In January 2019, researchers from the Centre for Maternal and Newborn Health (CMNH) and the Foundation for Research in Community Health (FRCH) presented the results of an operations research project at a dissemination meeting in Mumbai, India. The project aimed to strengthen the capacity of Auxiliary Nurse Midwives (ANM) to provide the continuum of care for mothers and children in Pune district of Maharashtra State, India.
This collaborative project was conducted between January 2017 and August 2018 with funding from the HT Parekh Foundation and approval of the Government of Maharashtra. The project was implemented in three phases:
Phase 1: Baseline assessment to identify factors influencing ANMS in their practices and scope of work.
- This confirmed that ANMs have an important role in the delivery of health care in India. However, the training and supervision that they receive are inadequate to address their current responsibilities and their ability to take on additional responsibilities in the future.
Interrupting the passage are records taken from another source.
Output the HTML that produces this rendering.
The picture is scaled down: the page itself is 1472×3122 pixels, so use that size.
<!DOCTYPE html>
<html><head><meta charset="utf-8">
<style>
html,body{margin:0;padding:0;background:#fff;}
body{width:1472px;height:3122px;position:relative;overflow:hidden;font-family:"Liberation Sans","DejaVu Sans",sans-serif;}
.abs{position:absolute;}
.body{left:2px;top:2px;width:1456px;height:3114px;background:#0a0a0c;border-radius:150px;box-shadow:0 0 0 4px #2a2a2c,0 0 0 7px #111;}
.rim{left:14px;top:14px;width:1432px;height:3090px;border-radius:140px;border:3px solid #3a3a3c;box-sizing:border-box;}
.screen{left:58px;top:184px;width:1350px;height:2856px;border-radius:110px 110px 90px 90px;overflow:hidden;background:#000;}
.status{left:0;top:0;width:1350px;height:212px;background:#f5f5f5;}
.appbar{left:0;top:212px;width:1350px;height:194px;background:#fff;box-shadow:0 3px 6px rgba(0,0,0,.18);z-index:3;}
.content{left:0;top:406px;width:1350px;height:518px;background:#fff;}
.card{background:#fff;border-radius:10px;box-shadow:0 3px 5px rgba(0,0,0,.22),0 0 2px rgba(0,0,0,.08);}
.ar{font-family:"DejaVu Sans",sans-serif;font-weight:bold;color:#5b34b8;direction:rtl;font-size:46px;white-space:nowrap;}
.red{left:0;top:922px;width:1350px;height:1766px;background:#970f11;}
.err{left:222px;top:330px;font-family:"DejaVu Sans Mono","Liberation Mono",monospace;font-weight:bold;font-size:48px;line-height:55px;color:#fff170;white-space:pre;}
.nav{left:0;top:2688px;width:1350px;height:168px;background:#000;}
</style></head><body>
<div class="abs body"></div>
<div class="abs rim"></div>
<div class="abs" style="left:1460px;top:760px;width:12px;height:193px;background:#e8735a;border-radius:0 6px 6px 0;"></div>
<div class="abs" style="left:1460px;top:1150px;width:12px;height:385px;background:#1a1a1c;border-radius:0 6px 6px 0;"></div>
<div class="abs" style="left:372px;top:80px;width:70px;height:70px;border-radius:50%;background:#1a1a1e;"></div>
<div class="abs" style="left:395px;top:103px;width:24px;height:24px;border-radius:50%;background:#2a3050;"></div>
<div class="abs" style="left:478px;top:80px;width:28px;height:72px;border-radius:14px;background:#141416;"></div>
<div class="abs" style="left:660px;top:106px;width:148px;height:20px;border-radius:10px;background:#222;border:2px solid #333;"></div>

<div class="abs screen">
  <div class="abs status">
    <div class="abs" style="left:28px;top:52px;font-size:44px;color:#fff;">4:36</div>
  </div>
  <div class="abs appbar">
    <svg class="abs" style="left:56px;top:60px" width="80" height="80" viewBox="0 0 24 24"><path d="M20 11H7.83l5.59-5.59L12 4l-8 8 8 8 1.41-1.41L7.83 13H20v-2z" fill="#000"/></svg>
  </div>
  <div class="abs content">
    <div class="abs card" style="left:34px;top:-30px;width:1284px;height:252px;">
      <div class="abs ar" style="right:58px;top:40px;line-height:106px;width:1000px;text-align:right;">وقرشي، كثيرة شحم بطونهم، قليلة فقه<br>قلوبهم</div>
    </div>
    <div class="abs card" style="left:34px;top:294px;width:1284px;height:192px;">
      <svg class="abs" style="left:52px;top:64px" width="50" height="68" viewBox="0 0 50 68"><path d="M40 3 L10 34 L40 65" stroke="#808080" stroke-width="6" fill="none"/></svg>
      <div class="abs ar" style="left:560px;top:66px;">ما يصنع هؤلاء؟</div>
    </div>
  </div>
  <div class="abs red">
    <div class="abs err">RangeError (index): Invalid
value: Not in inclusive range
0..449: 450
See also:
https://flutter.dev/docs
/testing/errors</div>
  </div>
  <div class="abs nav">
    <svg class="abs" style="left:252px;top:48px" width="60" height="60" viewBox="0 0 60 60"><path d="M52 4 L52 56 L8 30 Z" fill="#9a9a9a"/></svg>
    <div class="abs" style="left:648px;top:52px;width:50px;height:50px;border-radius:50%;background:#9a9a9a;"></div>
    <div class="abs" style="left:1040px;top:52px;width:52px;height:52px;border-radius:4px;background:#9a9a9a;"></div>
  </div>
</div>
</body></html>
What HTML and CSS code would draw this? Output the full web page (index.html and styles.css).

- The baseline assessment was followed by extensive consultations to address the expressed needs for top-up training for ANMs in maternal and newborn healthcare. With inputs from experts in India and UK, a standardised 4-day ANM training package and supporting materials for facilitators and participants were developed.
Phase 2: Implementation
- 38 health workers in Pune were trained in two Training of the Trainers courses. These selected trainers then trained 347 ANMs and their supervisors in Pune district. The quality of the training sessions was assured by quality assurance visits by the CMNH volunteers.
- Knowledge and skills testing were conducted before and immediately after the training sessions covering knowledge and selected skills in maternal and newborn care. The results showed an overall improvement in post training scores, with more than 90% increase in all the skills test, except the partograph skill test which had an increase of 77.4%.
- In addition to the training workshops, four self-directed learning strategies were built into the project to enhance the confidence and knowledge and skills of ANMs: skills malls where ANMs could practise skills, exposure visits to centres practising evidence-based maternity care, bi-annual newsletters and participation in national conferences.
Phase 3: Evaluation at the end of the project to document the perspectives and experiences of those involved.
- The evaluation found that the project was recognised by state and district officials as being relevant to the needs of ANMs to provide quality care and fill an important gap in the district’s capacity building plans for this cadre, in terms of building their practical skills and revision of their knowledge.
“We were taught about shock management, ‘anytime anywhere’, now we can do it at our level with whatever material we have.” (An ANM involved in the project)
Based on the research findings, the team made four recommendations to strengthen health workforce in the Primary Health Centres (PHCs) in the district:
- Sustain capacity building of ANMs and Lady Health Visitors (LHV) through periodic refresher training of ANMs, LHVs and their trainers to achieve 100% coverage at district level
- Build team capacity in Primary Health Centres and strengthen supportive supervision at the district level
- Ensure availability of medicines, supplies and equipment
- Strengthen leadership and governance in PHCs
These recommendations were presented to 45 stakeholders including government officials and representatives from funding agencies who attended the meeting.
The CMNH is now continuing to work with the FRCH and the Government of Maharashtra to scale up this project to other districts in the state considering the findings and recommendations from the pilot project.
Dr Helen Allott, Senior Technical Officer at CMNH:
“It has been a great privilege to be involved in this project. Auxiliary Nurse Midwives are the first port of call for many pregnant and labouring women, especially in rural areas. Many of the ANMs expressed concerns about managing unanticipated obstetric or neonatal emergencies prior to the training. It has been wonderful to see how they have grown in confidence and how the standard of care they provide to women, both in terms of improved technical and communication skills, has developed throughout this programme.”
Professor Matthews Mathai, Chair in Maternal and Newborn Health at CMNH:
“The training package addressed the expressed needs of the ANMs in Pune district. These ANMs were keen learners. Some ANMs shared their experiences in the dissemination meeting and explained how training had contributed to better care for women and children. The project also created a pool of trainers in Pune which could be utilized in future capacity building activities in Maharashtra state.”